Head beekeeper Robbie and his team of six beekeepers breed, monitor, and transport bees for up to 1,800 hives located throughout the temperate Tarkine rainforest. At harvest time—“as soon as that scent’s in the air”—they literally go with the flow, packing up 80,000–100,000 bees and moving them late at night. In the morning, the hives are positioned at the sites of honey flows, and by the next day, beekeepers place frame-filled honey boxes on top of the hives to catch the honey flow. The large, Full Depth honey boxes can hold up to 20-30 kilos of honey, but the rate of flow depends largely on the type of honey as well as environmental conditions.
When Robbie’s father, Reuben Charles, launched his bulk honey business in 1955, he may not have envisioned crafting gourmet brands for high-end markets—but the transition to artisanal producer has made Blue Hills a business that can grow in harmony with the next generation.
Nicola traces the history: “Robbie’s grandfather kept bees as a hobby; then his father and mother expanded the hobby into madness up to 1,600 hives. Robbie’s mum and dad started the bulk honey business, and Robbie’s been working alongside his dad since he was 14. He picked up a lot of the traditional beekeeping skills season through season.
“Now, I was away from Mawbanna for 20 years, working as an intensive care nurse in Hobart, Melbourne and London.
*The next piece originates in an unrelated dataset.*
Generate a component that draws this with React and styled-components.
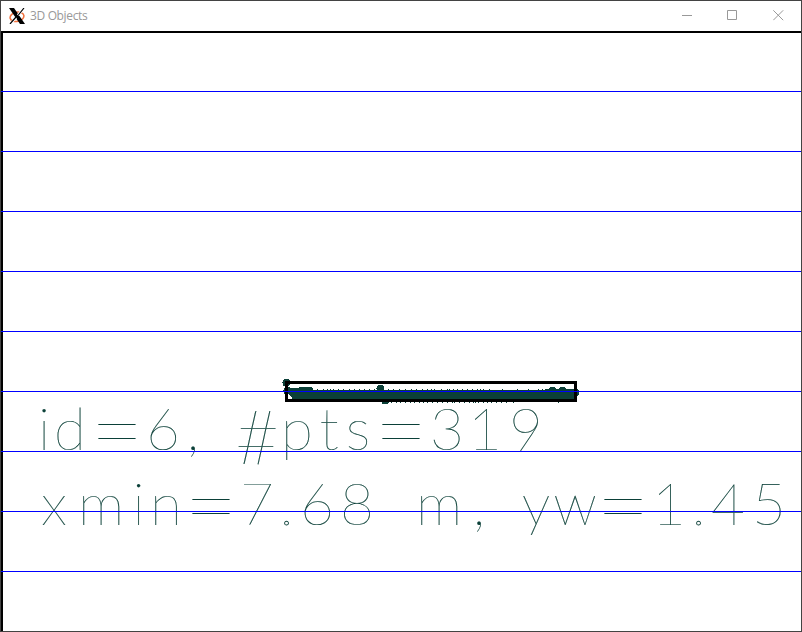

I came back to visit…bought a bottle of red wine on New Year’s Eve…and next thing I’m marrying the boy next door from all those years ago!”
When asked about the long-term view, Nicola is positive but philosophical. “Fate has a lot to do with where we go. We just want to be the best beekeepers we can, make the best product that we can, and have happy customers and happy staff. It’s a combination of the right equipment, careful monitoring, and knowledgeable handling by a few well-trained people.” A sudden thought brings out a chuckle. “Even if Robbie left beekeeping professionally, he’d still keep a few hundred hives out in the bush, so he’d have something to do in the bees if we have an argument. He often laments, as an old beekeeper told him, ‘One day, boy, you will know why we keep bees.’”
Clearly, Nicola and Robbie could write the book on beekeeping in the Tasmanian wild. “I haven’t the time!” she protests, but as her guests help clear away the teacups, they suspect she’ll find a way.